* [Instructions to follow]
Transcribe the lines below verbatim, skipping the images.

* [Given material]
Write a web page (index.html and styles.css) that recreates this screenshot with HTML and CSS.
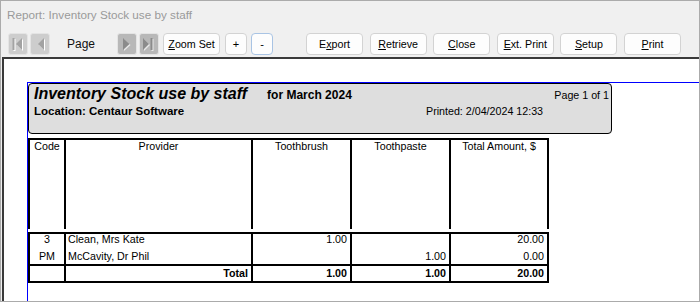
FILE: index.html
```html
<!DOCTYPE html>
<html lang="en">

<head>
  <meta charset="UTF-8" />
  <title>Report: Inventory Stock use by staff</title>
  <link rel="stylesheet" href="styles.css">
</head>

<body>
  <div class="window">
    <div class="titlebar">Report: Inventory Stock use by staff</div>

    <div class="toolbar">
      <span class="navbtn off">
        <svg width="18" height="20" viewBox="0 0 18 20">
          <rect x="4.5" y="5" width="2" height="12" fill="#fff" />
          <polygon points="14,5 14,17 8,11" fill="#fff" />
          <rect x="3.5" y="4" width="2" height="12" />
          <polygon points="13,4 13,16 7,10" />
        </svg>
      </span>
      <span class="navbtn off second">
        <svg width="18" height="20" viewBox="0 0 18 20">
          <polygon points="14,5 14,17 8,11" fill="#fff" />
          <polygon points="13,4 13,16 7,10" />
        </svg>
      </span>
      <span class="page-label">Page</span>
      <span class="navbtn">
        <svg width="18" height="20" viewBox="0 0 18 20">
          <polygon points="6,5 6,17 12.5,11" fill="#e8e8e8" />
          <polygon points="5,4 5,16 11.5,10" />
        </svg>
      </span>
      <span class="navbtn second">
        <svg width="18" height="20" viewBox="0 0 18 20">
          <polygon points="4,5 4,17 10,11" fill="#e8e8e8" />
          <rect x="11.5" y="5" width="2" height="12" fill="#e8e8e8" />
          <polygon points="3,4 3,16 9,10" />
          <rect x="10.5" y="4" width="2" height="12" />
        </svg>
      </span>
      <button class="btn zoomset"><u>Z</u>oom Set</button>
      <button class="btn small plus">+</button>
      <button class="btn small minus">-</button>

      <div class="actions">
        <button class="btn">E<u>x</u>port</button>
        <button class="btn"><u>R</u>etrieve</button>
        <button class="btn"><u>C</u>lose</button>
        <button class="btn"><u>E</u>xt. Print</button>
        <button class="btn"><u>S</u>etup</button>
        <button class="btn"><u>P</u>rint</button>
      </div>
    </div>

    <div class="viewer">
      <div class="page">
        <div class="banner">
          <div class="heading">
            <span class="report-title">Inventory Stock use by staff</span>
            <span class="period">for March 2024</span>
            <span class="pageno">Page 1 of 1</span>
          </div>
          <div class="subline">
            <span class="location">Location: Centaur Software</span>
            <span class="printed">Printed: 2/04/2024 12:33</span>
          </div>
        </div>

        <div class="grid head">
          <div class="cell">Code</div>
          <div class="cell">Provider</div>
          <div class="cell">Toothbrush</div>
          <div class="cell">Toothpaste</div>
          <div class="cell last">Total Amount, $</div>
        </div>

        <div class="grid body">
          <div class="cell r1 mid">3</div>
          <div class="cell r1 name">Clean, Mrs Kate</div>
          <div class="cell r1 num">1.00</div>
          <div class="cell r1 num"></div>
          <div class="cell r1 num last">20.00</div>

          <div class="cell r2 mid">PM</div>
          <div class="cell r2 name">McCavity, Dr Phil</div>
          <div class="cell r2 num"></div>
          <div class="cell r2 num">1.00</div>
          <div class="cell r2 num last">0.00</div>

          <div class="cell total"></div>
          <div class="cell total num">Total</div>
          <div class="cell total num">1.00</div>
          <div class="cell total num">1.00</div>
          <div class="cell total num last">20.00</div>
        </div>
      </div>
    </div>
  </div>
</body>

</html>
```

FILE: styles.css
```css
body {
  margin: 0;
  background-color: #f0f0f0;
  font-family: "Liberation Sans", Arial, sans-serif;
  overflow: hidden;
}

.window {
  width: 700px;
  height: 302px;
  box-sizing: border-box;
  border: 1px solid #ababab;
  display: flex;
  flex-direction: column;
}

.titlebar {
  height: 28px;
  line-height: 28px;
  padding-left: 6px;
  font-size: 11.7px;
  color: #9a9a9a;
}

/* toolbar */
.toolbar {
  display: flex;
  align-items: center;
  height: 22px;
  margin-top: 4px;
  padding-left: 7px;
}

.navbtn {
  display: block;
  width: 18px;
  height: 20px;
  border: 1px solid #e4e4e4;
  border-radius: 3px;
  background: #cdcdcd;
  fill: #a3a3a3;
}

.navbtn svg {
  display: block;
}

.navbtn.second {
  margin-left: 2px;
}

.navbtn:not(.off) {
  background: #b8b8b8;
  fill: #8b8b8b;
}

.page-label {
  margin: 0 22px 0 17px;
  font-size: 12px;
  color: #111;
}

.btn {
  height: 22px;
  box-sizing: border-box;
  padding: 0;
  border: 1px solid #d3d3d3;
  border-radius: 4px;
  background: #fdfdfd;
  font-family: "Liberation Sans", Arial, sans-serif;
  font-size: 10.7px;
  color: #000;
}

.zoomset {
  width: 57px;
  margin-left: 4px;
}

.small {
  width: 22px;
  font-size: 11px;
}

.plus {
  margin-left: 5px;
}

.minus {
  margin-left: 4px;
  border-color: #a9c4e4;
}

.actions {
  display: flex;
  gap: 6.6px;
  margin-left: 33px;
}

.actions .btn {
  width: 57px;
}

/* report preview */
.viewer {
  flex: 1;
  display: flex;
  flex-direction: column;
  margin: 2px 0 0 1px;
  border-top: 2px solid #3a3a3a;
  border-left: 2px solid #3a3a3a;
  background: #fff;
}

.page {
  flex: 1;
  margin: 23px 0 0 23px;
  border-top: 1px solid #0000ff;
  border-left: 1px solid #0000ff;
  color: #000;
}

.banner {
  width: 584px;
  height: 51px;
  box-sizing: border-box;
  padding: 0 2px 0 5px;
  background: #dedede;
  border: 1px solid #000;
  border-radius: 4px;
}

.heading {
  display: flex;
  align-items: baseline;
  line-height: 20px;
}

.report-title {
  font-size: 16px;
  font-weight: bold;
  font-style: italic;
}

.period {
  margin-left: 20px;
  font-size: 12px;
  font-weight: bold;
}

.pageno {
  margin-left: auto;
  font-size: 10.7px;
}

.subline {
  display: flex;
  align-items: baseline;
  line-height: 13px;
  font-size: 10.7px;
}

.location {
  width: 392px;
  font-size: 11.5px;
  font-weight: bold;
}

/* table */
.grid {
  display: grid;
  grid-template-columns: 36px 187px 99px 99px 100px;
  width: 521px;
  font-size: 10.7px;
}

.cell {
  box-sizing: border-box;
  border-left: 2px solid #000;
  white-space: nowrap;
}

.cell.last {
  border-right: 2px solid #000;
}

.head {
  margin-top: 4px;
  height: 89px;
  border-top: 2px solid #000;
}

.head .cell {
  text-align: center;
  line-height: 13px;
}

.body {
  margin-top: 3px;
  border-top: 2px solid #000;
  border-bottom: 2px solid #000;
}

.r1 {
  height: 16px;
  line-height: 11px;
}

.r2 {
  height: 14px;
  line-height: 12px;
}

.total {
  height: 17px;
  padding-top: 1px;
  line-height: 12px;
  border-top: 2px solid #000;
  font-weight: bold;
}

.mid {
  text-align: center;
}

.name {
  padding-left: 2px;
}

.num {
  text-align: right;
  padding-right: 3px;
}
```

* [Solution below]
Write a web page (index.html and styles.css) that recreates this screenshot with HTML and CSS.
FILE: index.html
```html
<!DOCTYPE html>
<html lang="en">

<head>
  <meta charset="UTF-8" />
  <title>Report: Inventory Stock use by staff</title>
  <link rel="stylesheet" href="styles.css">
</head>

<body>
  <div class="window">
    <div class="titlebar">Report: Inventory Stock use by staff</div>

    <div class="toolbar">
      <span class="navbtn off">
        <svg width="18" height="20" viewBox="0 0 18 20">
          <rect x="4.5" y="5" width="2" height="12" fill="#fff" />
          <polygon points="14,5 14,17 8,11" fill="#fff" />
          <rect x="3.5" y="4" width="2" height="12" />
          <polygon points="13,4 13,16 7,10" />
        </svg>
      </span>
      <span class="navbtn off second">
        <svg width="18" height="20" viewBox="0 0 18 20">
          <polygon points="14,5 14,17 8,11" fill="#fff" />
          <polygon points="13,4 13,16 7,10" />
        </svg>
      </span>
      <span class="page-label">Page</span>
      <span class="navbtn">
        <svg width="18" height="20" viewBox="0 0 18 20">
          <polygon points="6,5 6,17 12.5,11" fill="#e8e8e8" />
          <polygon points="5,4 5,16 11.5,10" />
        </svg>
      </span>
      <span class="navbtn second">
        <svg width="18" height="20" viewBox="0 0 18 20">
          <polygon points="4,5 4,17 10,11" fill="#e8e8e8" />
          <rect x="11.5" y="5" width="2" height="12" fill="#e8e8e8" />
          <polygon points="3,4 3,16 9,10" />
          <rect x="10.5" y="4" width="2" height="12" />
        </svg>
      </span>
      <button class="btn zoomset"><u>Z</u>oom Set</button>
      <button class="btn small plus">+</button>
      <button class="btn small minus">-</button>

      <div class="actions">
        <button class="btn">E<u>x</u>port</button>
        <button class="btn"><u>R</u>etrieve</button>
        <button class="btn"><u>C</u>lose</button>
        <button class="btn"><u>E</u>xt. Print</button>
        <button class="btn"><u>S</u>etup</button>
        <button class="btn"><u>P</u>rint</button>
      </div>
    </div>

    <div class="viewer">
      <div class="page">
        <div class="banner">
          <div class="heading">
            <span class="report-title">Inventory Stock use by staff</span>
            <span class="period">for March 2024</span>
            <span class="pageno">Page 1 of 1</span>
          </div>
          <div class="subline">
            <span class="location">Location: Centaur Software</span>
            <span class="printed">Printed: 2/04/2024 12:33</span>
          </div>
        </div>

        <div class="grid head">
          <div class="cell">Code</div>
          <div class="cell">Provider</div>
          <div class="cell">Toothbrush</div>
          <div class="cell">Toothpaste</div>
          <div class="cell last">Total Amount, $</div>
        </div>

        <div class="grid body">
          <div class="cell r1 mid">3</div>
          <div class="cell r1 name">Clean, Mrs Kate</div>
          <div class="cell r1 num">1.00</div>
          <div class="cell r1 num"></div>
          <div class="cell r1 num last">20.00</div>

          <div class="cell r2 mid">PM</div>
          <div class="cell r2 name">McCavity, Dr Phil</div>
          <div class="cell r2 num"></div>
          <div class="cell r2 num">1.00</div>
          <div class="cell r2 num last">0.00</div>

          <div class="cell total"></div>
          <div class="cell total num">Total</div>
          <div class="cell total num">1.00</div>
          <div class="cell total num">1.00</div>
          <div class="cell total num last">20.00</div>
        </div>
      </div>
    </div>
  </div>
</body>

</html>
```

FILE: styles.css
```css
body {
  margin: 0;
  background-color: #f0f0f0;
  font-family: "Liberation Sans", Arial, sans-serif;
  overflow: hidden;
}

.window {
  width: 700px;
  height: 302px;
  box-sizing: border-box;
  border: 1px solid #ababab;
  display: flex;
  flex-direction: column;
}

.titlebar {
  height: 28px;
  line-height: 28px;
  padding-left: 6px;
  font-size: 11.7px;
  color: #9a9a9a;
}

/* toolbar */
.toolbar {
  display: flex;
  align-items: center;
  height: 22px;
  margin-top: 4px;
  padding-left: 7px;
}

.navbtn {
  display: block;
  width: 18px;
  height: 20px;
  border: 1px solid #e4e4e4;
  border-radius: 3px;
  background: #cdcdcd;
  fill: #a3a3a3;
}

.navbtn svg {
  display: block;
}

.navbtn.second {
  margin-left: 2px;
}

.navbtn:not(.off) {
  background: #b8b8b8;
  fill: #8b8b8b;
}

.page-label {
  margin: 0 22px 0 17px;
  font-size: 12px;
  color: #111;
}

.btn {
  height: 22px;
  box-sizing: border-box;
  padding: 0;
  border: 1px solid #d3d3d3;
  border-radius: 4px;
  background: #fdfdfd;
  font-family: "Liberation Sans", Arial, sans-serif;
  font-size: 10.7px;
  color: #000;
}

.zoomset {
  width: 57px;
  margin-left: 4px;
}

.small {
  width: 22px;
  font-size: 11px;
}

.plus {
  margin-left: 5px;
}

.minus {
  margin-left: 4px;
  border-color: #a9c4e4;
}

.actions {
  display: flex;
  gap: 6.6px;
  margin-left: 33px;
}

.actions .btn {
  width: 57px;
}

/* report preview */
.viewer {
  flex: 1;
  display: flex;
  flex-direction: column;
  margin: 2px 0 0 1px;
  border-top: 2px solid #3a3a3a;
  border-left: 2px solid #3a3a3a;
  background: #fff;
}

.page {
  flex: 1;
  margin: 23px 0 0 23px;
  border-top: 1px solid #0000ff;
  border-left: 1px solid #0000ff;
  color: #000;
}

.banner {
  width: 584px;
  height: 51px;
  box-sizing: border-box;
  padding: 0 2px 0 5px;
  background: #dedede;
  border: 1px solid #000;
  border-radius: 4px;
}

.heading {
  display: flex;
  align-items: baseline;
  line-height: 20px;
}

.report-title {
  font-size: 16px;
  font-weight: bold;
  font-style: italic;
}

.period {
  margin-left: 20px;
  font-size: 12px;
  font-weight: bold;
}

.pageno {
  margin-left: auto;
  font-size: 10.7px;
}

.subline {
  display: flex;
  align-items: baseline;
  line-height: 13px;
  font-size: 10.7px;
}

.location {
  width: 392px;
  font-size: 11.5px;
  font-weight: bold;
}

/* table */
.grid {
  display: grid;
  grid-template-columns: 36px 187px 99px 99px 100px;
  width: 521px;
  font-size: 10.7px;
}

.cell {
  box-sizing: border-box;
  border-left: 2px solid #000;
  white-space: nowrap;
}

.cell.last {
  border-right: 2px solid #000;
}

.head {
  margin-top: 4px;
  height: 89px;
  border-top: 2px solid #000;
}

.head .cell {
  text-align: center;
  line-height: 13px;
}

.body {
  margin-top: 3px;
  border-top: 2px solid #000;
  border-bottom: 2px solid #000;
}

.r1 {
  height: 16px;
  line-height: 11px;
}

.r2 {
  height: 14px;
  line-height: 12px;
}

.total {
  height: 17px;
  padding-top: 1px;
  line-height: 12px;
  border-top: 2px solid #000;
  font-weight: bold;
}

.mid {
  text-align: center;
}

.name {
  padding-left: 2px;
}

.num {
  text-align: right;
  padding-right: 3px;
}
```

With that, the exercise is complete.